Skip to contents

The function dmvnorm() computes the density of a multivariate normal distribution.

The function pmvnorm() computes the cumulative distribution function of a multivariate normal distribution.

The function rmvnorm() samples from a multivariate normal distribution.

The functions with suffix _cpp perform no input checks, hence are faster.

The univariate normal distribution is available as the special case p = 1.

Usage

dmvnorm_cpp(x, mean, Sigma, log = FALSE)

pmvnorm_cpp(x, mean, Sigma, abseps = 0.001)
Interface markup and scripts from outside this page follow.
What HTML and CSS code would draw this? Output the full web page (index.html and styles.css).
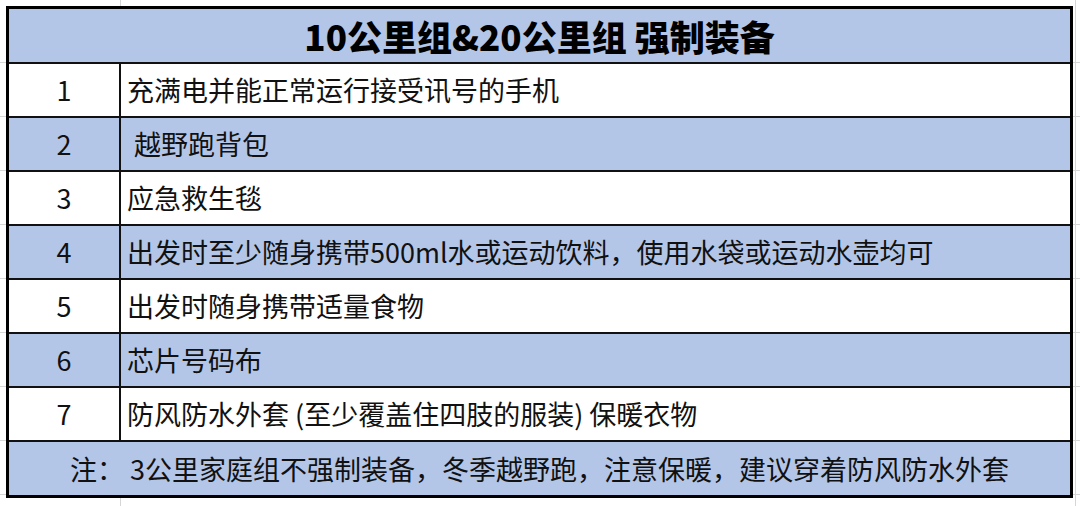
FILE: index.html
```html
<!DOCTYPE html>
<html lang="zh-CN">
<head>
<meta charset="utf-8">
<title>强制装备</title>
<link rel="stylesheet" href="styles.css">
</head>
<body>
<div class="sheet">
  <div class="table">
    <div class="title">10公里组&amp;20公里组 强制装备</div>
    <div class="row white"><div class="num">1</div><div class="item">充满电并能正常运行接受讯号的手机</div></div>
    <div class="row blue"><div class="num">2</div><div class="item indent">越野跑背包</div></div>
    <div class="row white"><div class="num">3</div><div class="item">应急救生毯</div></div>
    <div class="row blue"><div class="num">4</div><div class="item">出发时至少随身携带500ml水或运动饮料，使用水袋或运动水壶均可</div></div>
    <div class="row white"><div class="num">5</div><div class="item">出发时随身携带适量食物</div></div>
    <div class="row blue"><div class="num">6</div><div class="item">芯片号码布</div></div>
    <div class="row white"><div class="num">7</div><div class="item">防风防水外套 (至少覆盖住四肢的服装) 保暖衣物</div></div>
    <div class="note">注： 3公里家庭组不强制装备，冬季越野跑，注意保暖，建议穿着防风防水外套</div>
  </div>
</div>
</body>
</html>
```

FILE: styles.css
```css
html, body {
  margin: 0;
  padding: 0;
}
body {
  width: 1080px;
  height: 506px;
  overflow: hidden;
  background-color: #ffffff;
  background-image:
    linear-gradient(#d6d6d6, #d6d6d6),
    linear-gradient(#d6d6d6, #d6d6d6),
    repeating-linear-gradient(to bottom, #d6d6d6 0 1px, transparent 1px 54px);
  background-repeat: no-repeat;
  background-position: 120px 0, 1075px 0, 0 62px;
  background-size: 1px 100%, 1px 100%, 100% 100%;
  font-family: "Noto Sans CJK SC", "Noto Sans", sans-serif;
  color: #111;
}
.sheet {
  padding: 6px 7px 0 6px;
}
.table {
  width: 1067px;
  box-sizing: border-box;
  border: 3px solid #000;
  display: flex;
  flex-direction: column;
}
.title {
  height: 53px;
  background: #b4c6e7;
  font-weight: 900;
  font-size: 35px;
  line-height: 53px;
  text-align: center;
  color: #000;
}
.row {
  display: grid;
  grid-template-columns: 110px 1fr;
  height: 52px;
  border-top: 2px solid #111;
}
.row.white { background: #ffffff; }
.row.blue { background: #b4c6e7; }
.num {
  font-size: 27px;
  line-height: 52px;
  text-align: center;
}
.item {
  border-left: 2px solid #111;
  padding-left: 6px;
  font-size: 27px;
  line-height: 52px;
  white-space: nowrap;
}
.item.indent {
  padding-left: 13px;
}
.note {
  height: 53px;
  border-top: 2px solid #111;
  background: #b4c6e7;
  font-size: 27px;
  line-height: 53px;
  text-align: center;
}
```
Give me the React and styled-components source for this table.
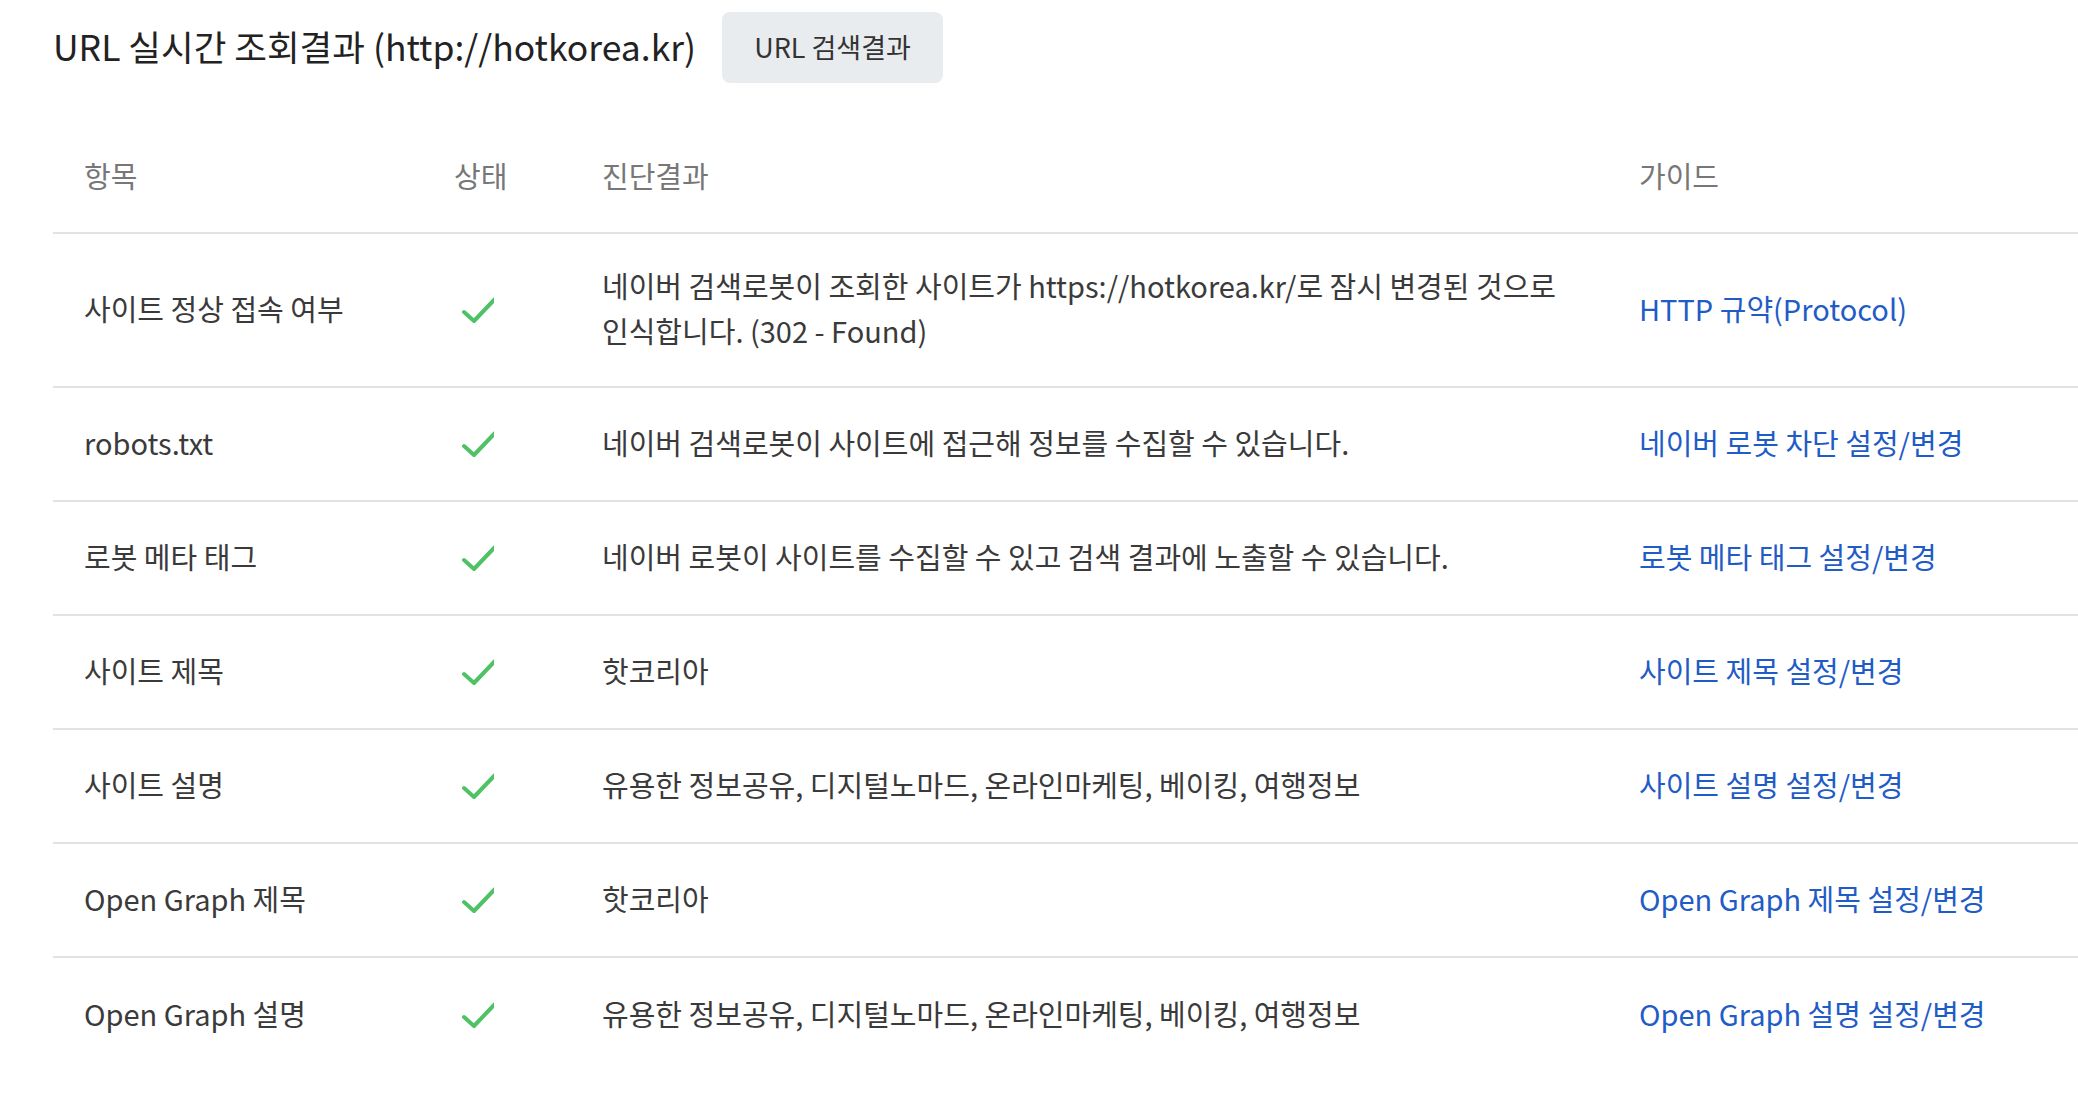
import React from 'react';
import styled, { createGlobalStyle } from 'styled-components';

const GlobalStyle = createGlobalStyle`
  html, body {
    margin: 0;
    padding: 0;
    background: #fff;
  }
  body {
    font-family: "Noto Sans CJK KR", "Noto Sans", sans-serif;
    color: #333;
    overflow: hidden;
  }
`;

const Page = styled.div`
  padding: 12px 0 0 53px;
`;

const TitleBar = styled.div`
  display: flex;
  align-items: center;
  gap: 26px;
  height: 71px;
`;

const Title = styled.h2`
  margin: 0;
  padding-bottom: 4px;
  font-size: 35.5px;
  font-weight: 400;
  color: #222;
`;

const SearchButton = styled.button`
  width: 221px;
  height: 71px;
  border: none;
  border-radius: 8px;
  background: #e9ecef;
  color: #333;
  font-family: inherit;
  font-size: 27px;
  padding-bottom: 3px;
  cursor: pointer;
`;

const Table = styled.div`
  margin-top: 35px;
`;

const Row = styled.div`
  display: grid;
  grid-template-columns: 370px 148px 1037px 1fr;
  align-items: center;
  box-sizing: border-box;
  min-height: ${(p) => (p.$head ? '116px' : '114px')};
  padding: ${(p) => (p.$head ? '0' : '29px 0')};
  border-bottom: ${(p) => (p.$last ? 'none' : '2px solid #e2e2e2')};
`;

const Cell = styled.div`
  padding: 0 31px ${(p) => (p.$head ? '0' : '4px')};
  font-size: 29px;
  line-height: 45px;
  color: ${(p) => (p.$head ? '#777' : '#3a3a3a')};
  word-break: keep-all;
`;

const GuideLink = styled.a`
  color: #1f5cc6;
  text-decoration: none;
  white-space: nowrap;
`;

const CheckIcon = () => (
  <svg width="40" height="32" viewBox="0 0 40 32" style={{ display: 'block' }}>
    <polyline
      points="10,20 20,29 41,7"
      fill="none"
      stroke="#4fc266"
      strokeWidth="4"
      strokeLinecap="round"
      strokeLinejoin="round"
    />
  </svg>
);

const rows = [
  {
    item: '사이트 정상 접속 여부',
    result: '네이버 검색로봇이 조회한 사이트가 https://hotkorea.kr/로 잠시 변경된 것으로 인식합니다. (302 - Found)',
    guide: 'HTTP 규약(Protocol)',
  },
  {
    item: 'robots.txt',
    result: '네이버 검색로봇이 사이트에 접근해 정보를 수집할 수 있습니다.',
    guide: '네이버 로봇 차단 설정/변경',
  },
  {
    item: '로봇 메타 태그',
    result: '네이버 로봇이 사이트를 수집할 수 있고 검색 결과에 노출할 수 있습니다.',
    guide: '로봇 메타 태그 설정/변경',
  },
  { item: '사이트 제목', result: '핫코리아', guide: '사이트 제목 설정/변경' },
  {
    item: '사이트 설명',
    result: '유용한 정보공유, 디지털노마드, 온라인마케팅, 베이킹, 여행정보',
    guide: '사이트 설명 설정/변경',
  },
  { item: 'Open Graph 제목', result: '핫코리아', guide: 'Open Graph 제목 설정/변경' },
  {
    item: 'Open Graph 설명',
    result: '유용한 정보공유, 디지털노마드, 온라인마케팅, 베이킹, 여행정보',
    guide: 'Open Graph 설명 설정/변경',
  },
];

export default function App() {
  return (
    <>
      <GlobalStyle />
      <Page>
        <TitleBar>
          <Title>URL 실시간 조회결과 (http://hotkorea.kr)</Title>
          <SearchButton>URL 검색결과</SearchButton>
        </TitleBar>
        <Table>
          <Row $head>
            <Cell $head>항목</Cell>
            <Cell $head>상태</Cell>
            <Cell $head>진단결과</Cell>
            <Cell $head>가이드</Cell>
          </Row>
          {rows.map((r, i) => (
            <Row key={r.item} $last={i === rows.length - 1}>
              <Cell>{r.item}</Cell>
              <Cell>
                <CheckIcon />
              </Cell>
              <Cell>{r.result}</Cell>
              <Cell>
                <GuideLink href="#">{r.guide}</GuideLink>
              </Cell>
            </Row>
          ))}
        </Table>
      </Page>
    </>
  );
}
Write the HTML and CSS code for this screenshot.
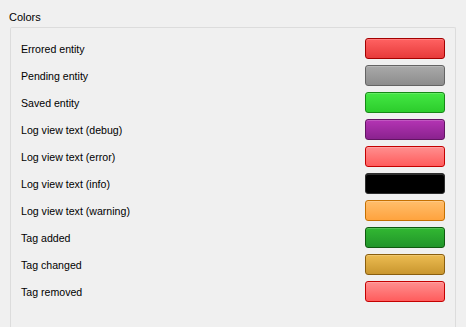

rmvnorm_cpp(mean, Sigma, log = FALSE)

dmvnorm(x, mean, Sigma, log = FALSE)

pmvnorm(x, mean, Sigma, abseps = 0.001)

rmvnorm(n = 1, mean, Sigma, log = FALSE)

Arguments

x

[numeric()]
A quantile vector of length p.

mean

[numeric()]
The mean vector of length p.

For dmvnorm() and rmvnorm(), it can also be of length 1 for convenience, then rep(mean, p) is considered.

Sigma

[matrix()]
The covariance matrix of dimension p.

For rmvnorm(), arbitrary dimensions (i.e., full rows and corresponding columns) of Sigma can be 0.

For dmvnorm() and rmvnorm() and if p = 1, it can also be a single numeric for convenience. Note that Sigma is this case is a variance, which is a different format than in stats::dnorm() or stats::rnorm, which require a standard deviation.

log

[logical(1)]
For dmvnorm(): Return the logarithm of the density value?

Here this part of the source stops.